Certains argueront que cette journée n’est pas nécessaire et que le programme peut laisser quelque peu à désirer. De plus, ce rendez-vous implique un déplacement pour rejoindre soit le consulat si l’on est Français de l’étranger, soit un lieu «  militaire  » si l’on est sur le territoire national. Personnellement, jeune Longuevillais, j’ai eu à me déplacer à l’autre bout de la Seine Maritime pour assister à ce que l’on appelait alors la Journée d’Appel de Préparation à la Défense (JAPD). Je garde de ce rendez-vous quelques souvenirs. Je me souviens avoir appris des choses intéressantes lors de ces quelques heures et je ne regrette en rien d’avoir eu à y assister. Qui plus est, cette journée est l’une des rares obligations que nous avons en tant que Français. Il y a 104 ans, des hommes n’ont pas eu la chance de pouvoir choisir. Ils ont été appelés à se battre des mois voire des années durant et bien souvent à se sacrifier pour la Patrie. Se réjouir que son enfant ne fasse pas l’effort de donner une journée à son pays prouve que le sacrifice fait par ces hommes il y a cent ans n’a vraisemblablement pas été compris de tous.

Confronté à ce genre de réaction, je n’ai pu m’empêcher de penser à un article de journal retraçant la cérémonie d’inauguration, pour le moins patriotique, du monument aux morts de mon village normand dans l’édition du Journal de Rouen du 17 octobre 1921.

Grâce à un article intitulé «  Longueville honore ses morts  », on comprend combien le journaliste a été subjugué par ce qu’il avait sous les yeux : «  L’inauguration du monument aux morts de Longueville a donné lieu, hier, à une éclatante manifestation d’union sacrée  », «  la nef [de l’église] est trop petite pour accueillir tous les assistants  ». Le monument aux morts est décrit par le biais d’un oxymore comme étant d’une «  noble sobriété  ». Au cours de la cérémonie, le nom des 31 soldats tombés pour la Patrie, dont l’identité est gravée sur le monument, a été rappelé avant l’entrée en scène des enfants du village : «  Les enfants des écoles ayant déposé des gerbes innombrables au pied du monument, chantent un chœur à la gloire des héros de la patrie et une cérémonie particulièrement poignante se déroule alors  ».

Que reste t-il aujourd’hui de la Grande Guerre et de son cortège de victimes  ? Je me pose souvent cette question lorsque je suis dans mon village.

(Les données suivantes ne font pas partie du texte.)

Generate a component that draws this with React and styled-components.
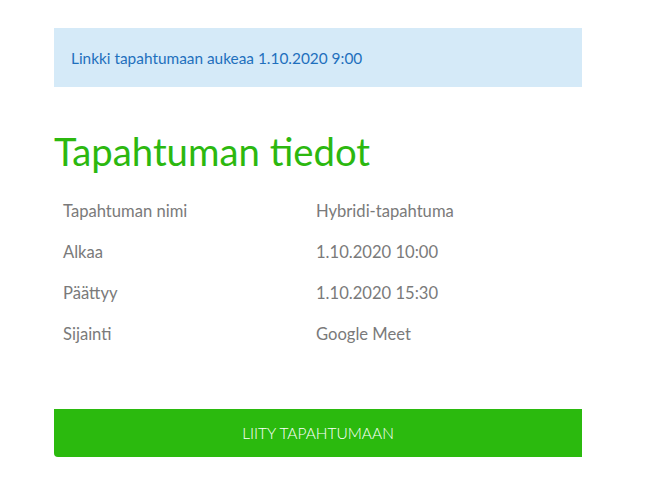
import React from 'react'
import styled, { createGlobalStyle } from 'styled-components'

const Global = createGlobalStyle`
  body {
    margin: 0;
    background: #fff;
    font-family: Lato, "Open Sans", sans-serif;
  }
`

const Page = styled.div`
  width: 528px;
  padding: 28px 0 0 54px;
`

const Notice = styled.div`
  background: #d5eaf8;
  color: #1f70bd;
  font-size: 15.4px;
  height: 59px;
  display: flex;
  align-items: center;
  padding: 0 17px;
`

const Heading = styled.h2`
  margin: 42px 0 17px;
  color: #2cb80f;
  font-size: 38.3px;
  font-weight: 400;
  line-height: 44px;
`

const Table = styled.div`
  display: grid;
  grid-template-columns: 253px 1fr;
  padding-left: 9px;
`

const Cell = styled.div`
  color: #7a7a7a;
  font-size: 16.6px;
  height: 41px;
  display: flex;
  align-items: center;
`

const JoinButton = styled.button`
  display: block;
  width: 100%;
  height: 48px;
  margin-top: 55px;
  border: 0;
  border-radius: 0 0 0 4px;
  background: #2bba0e;
  color: #fff;
  font-family: inherit;
  font-size: 15.5px;
  font-weight: 300;
  cursor: pointer;
`

const rows = [
  ['Tapahtuman nimi', 'Hybridi-tapahtuma'],
  ['Alkaa', '1.10.2020 10:00'],
  ['Päättyy', '1.10.2020 15:30'],
  ['Sijainti', 'Google Meet'],
]

const App = () => {
  return (
    <Page>
      <Global />
      <Notice>Linkki tapahtumaan aukeaa 1.10.2020 9:00</Notice>
      <Heading>Tapahtuman tiedot</Heading>
      <Table>
        {rows.map(([k, v]) => (
          <React.Fragment key={k}>
            <Cell>{k}</Cell>
            <Cell>{v}</Cell>
          </React.Fragment>
        ))}
      </Table>
      <JoinButton>LIITY TAPAHTUMAAN</JoinButton>
    </Page>
  )
}

export default App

Que ce soit en entrant dans le cimetière, où les premières tombes sont celles des Morts pour la France de 14-18, que ce soit en passant devant le monument aux morts ou bien encore en regardant les plaques de marbre apposées à l’intérieur de l’église rappelant les victimes de la paroisse du premier conflit mondial. Beaucoup de lieux dans le village rappellent ce qu’a coûté ce conflit aux familles de Longueville sur Scie et des environs. Finalement, ce sont ces traces qui restent en 2018 tels des éléments indélébiles. Sans ces traces, point de souvenirs.

Alors qu’en 1921, les enfants participaient activement aux cérémonies, je constate, et c’est toujours un peu triste, que la jeune génération est souvent la grande absente des cérémonies d’hommage, notamment dans le monde rural. Cette même génération qui devra reprendre le flambeau des Anciens combattants une fois que ces derniers seront partis. En effet, je suis convaincu que ces cérémonies ont un sens et une mission  : rappeler à chacun l’idiotie d’une guerre. Non, nous n’avons pas besoin d’une «  bonne guerre  » comme on peut l’entendre parfois  ! Une guerre n’a jamais rien apporté de bon. Il suffit de se tourner vers les monuments aux morts pour le constater.

 

« Je suis convaincu que ces cérémonies ont une mission :

rappeler à chacun l’idiotie d’une guerre... Et ce flambeau-là,

il faut absolument que les jeunes s’en saisissent... »

 

Cyril Mallet

Cyril Mallet est doctorant en études germaniques auprès de l’Université de Rouen Normandie et en histoire

contemporaine auprès de la Justus Liebig Universität de Gießen en Allemagne. Spécialiste de l’Autriche et

de la Déportation, il est membre du laboratoire de recherche ERIAC EA 4705 de l’Université de Rouen.